— Written exercise —
Check each line of the data for "React" and select those that have it.

— Data shown —
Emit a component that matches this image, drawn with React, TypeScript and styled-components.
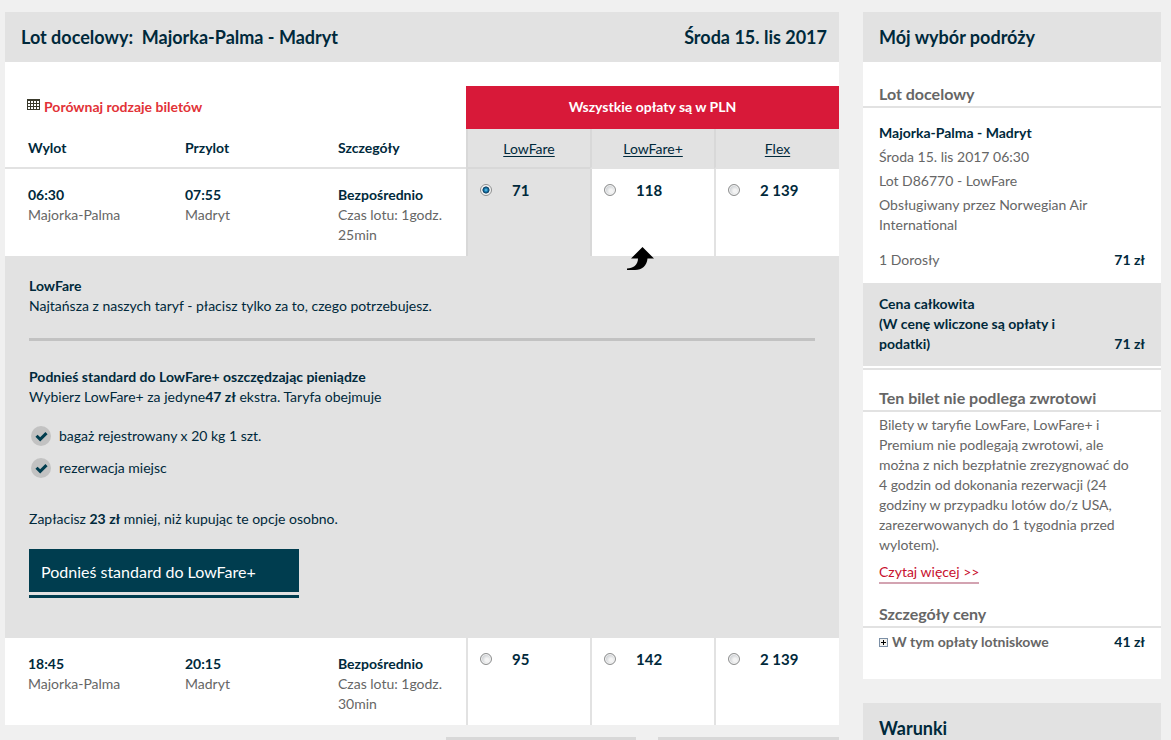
import React, { useState } from "react";
import styled, { createGlobalStyle, css } from "styled-components";

const ink = "#00293b";
const muted = "#666666";
const shade = "#e2e2e2";
const shadeDark = "#d8d8d8";
const red = "#d81939";

const GlobalStyle = createGlobalStyle`
  *, *::before, *::after { box-sizing: border-box; }
  body {
    margin: 0;
    background: #f0f0f0;
    color: ${ink};
    font-family: Lato, "Noto Sans", sans-serif;
    font-size: 14px;
    line-height: 20px;
  }
  h2, h3, p, ul { margin: 0; padding: 0; }
`;

const Page = styled.div`
  display: grid;
  grid-template-columns: minmax(0, 1fr) 298px;
  gap: 24px;
  align-items: start;
  padding: 12px 10px 0 5px;
`;

const Column = styled.div`
  display: flex;
  flex-direction: column;
`;

const Panel = styled.section`
  background: #fff;
`;

const PanelHeader = styled.header`
  display: flex;
  justify-content: space-between;
  align-items: center;
  height: 50px;
  padding: 0 12px 0 16px;
  background: ${shade};
`;

const PanelTitle = styled.h2`
  font-size: 18px;
  line-height: 24px;
  font-weight: 700;
  white-space: pre;
`;

const FareTable = styled.table`
  width: 100%;
  margin-top: 24px;
  table-layout: fixed;
  border-collapse: separate;
  border-spacing: 0;

  th, td { padding: 0; text-align: left; vertical-align: top; }
`;

const DepartureCol = styled.col` width: 157px; `;
const ArrivalCol = styled.col` width: 153px; `;
const PriceCol = styled.col` width: 124px; `;
const LastPriceCol = styled.col` width: 125px; `;

const CompareCell = styled.td`
  && { height: 43px; padding: 11px 0 0 22px; }
`;

const CompareLink = styled.a`
  display: flex;
  align-items: flex-start;
  gap: 4px;
  color: #e23237;
  font-weight: 700;
  text-decoration: none;

  svg { margin-top: 2px; }
`;

const CurrencyHeading = styled.th`
  && {
    height: 43px;
    padding-bottom: 2px;
    background: ${red};
    color: #fff;
    text-align: center;
    vertical-align: middle;
  }
`;

const ColumnHeading = styled.th`
  && {
    height: 40px;
    padding: 9px 0 0 23px;
    border-bottom: 2px solid ${shade};
  }
`;

const FareHeading = styled.th<{ $selected?: boolean }>`
  && {
    padding-top: 10px;
    background: ${shade};
    border-left: 2px solid ${shadeDark};
    border-bottom: 2px solid ${(p) => (p.$selected ? shadeDark : shade)};
    text-align: center;
    font-weight: 400;
  }
`;

const FareLink = styled.a`
  color: ${ink};
  text-decoration: underline;
  text-underline-offset: 2px;
`;

const FlightCell = styled.td`
  && { height: 87px; padding: 16px 12px 0 23px; }
`;

const Strong = styled.strong<{ $block?: boolean }>`
  ${(p) => p.$block && css`display: block;`}
  font-weight: 700;
`;

const Muted = styled.span`
  display: block;
  color: ${muted};
`;

const FareCell = styled.td<{ $selected?: boolean; $afterSelected?: boolean }>`
  && {
    background: ${(p) => (p.$selected ? shade : "#fff")};
    border-left: 2px solid ${(p) => (p.$selected || p.$afterSelected ? shadeDark : shade)};
  }
`;

const FareLabel = styled.label`
  display: flex;
  align-items: center;
  gap: 20px;
  padding: 11px 0 0 12px;
  font-size: 15px;
  font-weight: 700;
`;

const Radio = styled.input`
  appearance: none;
  width: 12px;
  height: 12px;
  margin: 0;
  border: 1px solid #8e8f8f;
  border-radius: 50%;
  background: radial-gradient(circle at 60% 60%, #f4f4f4 20%, #c4c8cc 75%);
  box-shadow: inset 0 0 0 1px #f4f4f4;

  &:checked {
    background: radial-gradient(circle at 50% 50%, #6fd0f5 0, #1578ac 25%, #0d3a5c 45%, #f4f4f4 55%);
  }
`;

const DetailCell = styled.td`
  && {
    height: 382px;
    padding: 20px 24px 0;
    background: ${shade};
  }
`;

const FareDetail = styled.div`
  position: relative;
`;

const UpgradeArrow = styled.svg`
  position: absolute;
  top: -29px;
  right: 161px;
`;

const Rule = styled.hr`
  height: 3px;
  margin: 22px 0 26px;
  border: 0;
  background: #c2c2c2;
`;

const BenefitList = styled.ul`
  display: flex;
  flex-direction: column;
  gap: 12px;
  margin: 19px 0 31px;
  list-style: none;
`;

const Benefit = styled.li`
  display: flex;
  align-items: center;
  gap: 8px;
  padding-left: 2px;
`;

const UpgradeButton = styled.button`
  display: block;
  width: 270px;
  height: 43px;
  margin-top: 20px;
  padding: 2px 12px 0;
  border: 0;
  background: #003d4f;
  box-shadow: 0 3px 0 ${shade}, 0 6px 0 #003d4f;
  color: #fff;
  font: inherit;
  font-size: 16px;
  text-align: left;
`;

const PagerRow = styled.div`
  display: grid;
  grid-template-columns: 190px 181px;
  justify-content: end;
  gap: 22px;
  padding-top: 12px;
`;

const PagerTab = styled.div`
  height: 24px;
  background: ${shadeDark};
`;

const SideHeading = styled.h3<{ $top: number }>`
  padding: ${(p) => p.$top}px 16px 0;
  border-bottom: 2px solid ${shade};
  color: ${muted};
  font-size: 16px;
  line-height: 24px;
  font-weight: 700;
`;

const Trip = styled.div`
  display: flex;
  flex-direction: column;
  gap: 4px;
  padding: 15px 16px 11px;
  color: ${muted};

  strong { color: ${ink}; }
`;

const SideRow = styled.div<{ $total?: boolean }>`
  display: flex;
  justify-content: space-between;
  align-items: flex-end;
  padding: ${(p) => (p.$total ? "11px 16px 12px" : "4px 16px 13px")};
  background: ${(p) => (p.$total ? shade : "transparent")};
  color: ${(p) => (p.$total ? ink : muted)};
  font-weight: ${(p) => (p.$total ? 700 : 400)};

  strong { color: ${ink}; }
`;

const TotalLabel = styled.span`
  max-width: 200px;
`;

const Divider = styled.hr`
  height: 2px;
  margin: 2px 0 0;
  border: 0;
  background: ${shade};
`;

const RefundText = styled.p`
  padding: 3px 22px 7px 16px;
  color: ${muted};
`;

const MoreLink = styled.a`
  display: inline-block;
  margin-left: 16px;
  border-bottom: 2px solid #d3a3b1;
  color: #c8102e;
  text-decoration: none;
`;

const FeesRow = styled.div`
  display: flex;
  justify-content: space-between;
  padding: 4px 16px 27px;
`;

const FeesToggle = styled.button`
  display: flex;
  align-items: center;
  gap: 4px;
  padding: 0;
  border: 0;
  background: none;
  color: ${muted};
  font: inherit;
  font-weight: 700;
`;

const TermsPanel = styled(Panel)`
  margin-top: 24px;
`;

const GridIcon = () => (
  <svg width="13" height="11" viewBox="0 0 13 11" aria-hidden="true" shapeRendering="crispEdges">
    <path fill="#3a3a2c" d="M0 0h13v11H0z" />
    <path fill="#fff" d="M1 2h2v2H1zM4 2h2v2H4zM7 2h2v2H7zM10 2h2v2h-2zM1 5h2v2H1zM4 5h2v2H4zM7 5h2v2H7zM10 5h2v2h-2zM1 8h2v2H1zM4 8h2v2H4zM7 8h2v2H7zM10 8h2v2h-2z" />
  </svg>
);

const CheckIcon = () => (
  <svg width="20" height="20" viewBox="0 0 20 20" aria-hidden="true">
    <circle cx="10" cy="10" r="10" fill="#c2c2c2" />
    <path d="M5.500 9.700l3.700 3.700 6.300-6.300" fill="none" stroke="#003d4f" strokeWidth="3" />
  </svg>
);

const PlusIcon = () => (
  <svg width="9" height="9" viewBox="0 0 9 9" aria-hidden="true" shapeRendering="crispEdges">
    <path fill="#7b8fa6" d="M0 0h9v9H0z" />
    <path fill="#f3f2ee" d="M1 1h7v7H1z" />
    <path fill="#000" d="M4 2h1v5H4zM2 4h5v1H2z" />
  </svg>
);

type Flight = { id: string; departs: string; arrives: string; minutes: string; prices: string[] };

const flights: Flight[] = [
  { id: "morning", departs: "06:30", arrives: "07:55", minutes: "25min", prices: ["71", "118", "2 139"] },
  { id: "evening", departs: "18:45", arrives: "20:15", minutes: "30min", prices: ["95", "142", "2 139"] },
];

type FlightRowProps = { flight: Flight; selected: string; onSelect: (key: string) => void };

const FlightRow = ({ flight, selected, onSelect }: FlightRowProps) => (
  <tr>
    <FlightCell>
      <Strong $block>{flight.departs}</Strong>
      <Muted>Majorka-Palma</Muted>
    </FlightCell>
    <FlightCell>
      <Strong $block>{flight.arrives}</Strong>
      <Muted>Madryt</Muted>
    </FlightCell>
    <FlightCell>
      <Strong $block>Bezpośrednio</Strong>
      <Muted>Czas lotu: 1godz. {flight.minutes}</Muted>
    </FlightCell>
    {flight.prices.map((price, i) => {
      const key = `${flight.id}-${i}`;
      return (
        <FareCell key={key} $selected={selected === key} $afterSelected={selected === `${flight.id}-${i - 1}`}>
          <FareLabel>
            <Radio type="radio" name="fare" checked={selected === key} onChange={() => onSelect(key)} />
            {price}
          </FareLabel>
        </FareCell>
      );
    })}
  </tr>
);

export default function App() {
  const [selected, setSelected] = useState("morning-0");

  return (
    <>
      <GlobalStyle />
      <Page>
        <Column>
          <Panel>
            <PanelHeader>
              <PanelTitle>{"Lot docelowy:  Majorka-Palma - Madryt"}</PanelTitle>
              <PanelTitle as="span">Środa 15. lis 2017</PanelTitle>
            </PanelHeader>
            <FareTable>
              <colgroup>
                <DepartureCol />
                <ArrivalCol />
                <col />
                <PriceCol />
                <PriceCol />
                <LastPriceCol />
              </colgroup>
              <thead>
                <tr>
                  <CompareCell colSpan={3}>
                    <CompareLink href="#compare">
                      <GridIcon />
                      Porównaj rodzaje biletów
                    </CompareLink>
                  </CompareCell>
                  <CurrencyHeading colSpan={3}>Wszystkie opłaty są w PLN</CurrencyHeading>
                </tr>
                <tr>
                  <ColumnHeading>Wylot</ColumnHeading>
                  <ColumnHeading>Przylot</ColumnHeading>
                  <ColumnHeading>Szczegóły</ColumnHeading>
                  <FareHeading $selected><FareLink href="#lowfare">LowFare</FareLink></FareHeading>
                  <FareHeading><FareLink href="#lowfare-plus">LowFare+</FareLink></FareHeading>
                  <FareHeading><FareLink href="#flex">Flex</FareLink></FareHeading>
                </tr>
              </thead>
              <tbody>
                <FlightRow flight={flights[0]} selected={selected} onSelect={setSelected} />
                <tr>
                  <DetailCell colSpan={6}>
                    <FareDetail>
                      <UpgradeArrow width="27" height="24" viewBox="0 0 27 24" aria-hidden="true">
                        <path d="M15.500 0L27 11.500H20.500C20 18.500 15 23 8 23H0V21.500C6 21.500 11 18 11 11.500H4Z" fill="#000" />
                      </UpgradeArrow>
                      <p><Strong>LowFare</Strong></p>
                      <p>Najtańsza z naszych taryf - płacisz tylko za to, czego potrzebujesz.</p>
                      <Rule />
                      <p><Strong>Podnieś standard do LowFare+ oszczędzając pieniądze</Strong></p>
                      <p>Wybierz LowFare+ za jedyne<Strong>47 zł</Strong> ekstra. Taryfa obejmuje</p>
                      <BenefitList>
                        <Benefit><CheckIcon />bagaż rejestrowany x 20 kg 1 szt.</Benefit>
                        <Benefit><CheckIcon />rezerwacja miejsc</Benefit>
                      </BenefitList>
                      <p>Zapłacisz <Strong>23 zł</Strong> mniej, niż kupując te opcje osobno.</p>
                      <UpgradeButton type="button">Podnieś standard do LowFare+</UpgradeButton>
                    </FareDetail>
                  </DetailCell>
                </tr>
                <FlightRow flight={flights[1]} selected={selected} onSelect={setSelected} />
              </tbody>
            </FareTable>
          </Panel>
          <PagerRow>
            <PagerTab />
            <PagerTab />
          </PagerRow>
        </Column>

        <Column as="aside">
          <Panel>
            <PanelHeader><PanelTitle>Mój wybór podróży</PanelTitle></PanelHeader>
            <SideHeading $top={20}>Lot docelowy</SideHeading>
            <Trip>
              <Strong>Majorka-Palma - Madryt</Strong>
              <span>Środa 15. lis 2017 06:30</span>
              <span>Lot D86770 - LowFare</span>
              <span>Obsługiwany przez Norwegian Air International</span>
            </Trip>
            <SideRow>
              <span>1 Dorosły</span>
              <Strong>71 zł</Strong>
            </SideRow>
            <SideRow $total>
              <TotalLabel>Cena całkowita<br />(W cenę wliczone są opłaty i podatki)</TotalLabel>
              <Strong>71 zł</Strong>
            </SideRow>
            <Divider />
            <SideHeading $top={16}>Ten bilet nie podlega zwrotowi</SideHeading>
            <RefundText>
              Bilety w taryfie LowFare, LowFare+ i Premium nie podlegają zwrotowi, ale można z nich bezpłatnie
              zrezygnować do 4 godzin od dokonania rezerwacji (24 godziny w przypadku lotów do/z USA,
              zarezerwowanych do 1 tygodnia przed wylotem).
            </RefundText>
            <MoreLink href="#more">Czytaj więcej &gt;&gt;</MoreLink>
            <SideHeading $top={18}>Szczegóły ceny</SideHeading>
            <FeesRow>
              <FeesToggle type="button"><PlusIcon />W tym opłaty lotniskowe</FeesToggle>
              <Strong>41 zł</Strong>
            </FeesRow>
          </Panel>
          <TermsPanel>
            <PanelHeader><PanelTitle>Warunki</PanelTitle></PanelHeader>
          </TermsPanel>
        </Column>
      </Page>
    </>
  );
}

— Answer for the task —
Emit a component that matches this image, drawn with React, TypeScript and styled-components.
import React, { useState } from "react";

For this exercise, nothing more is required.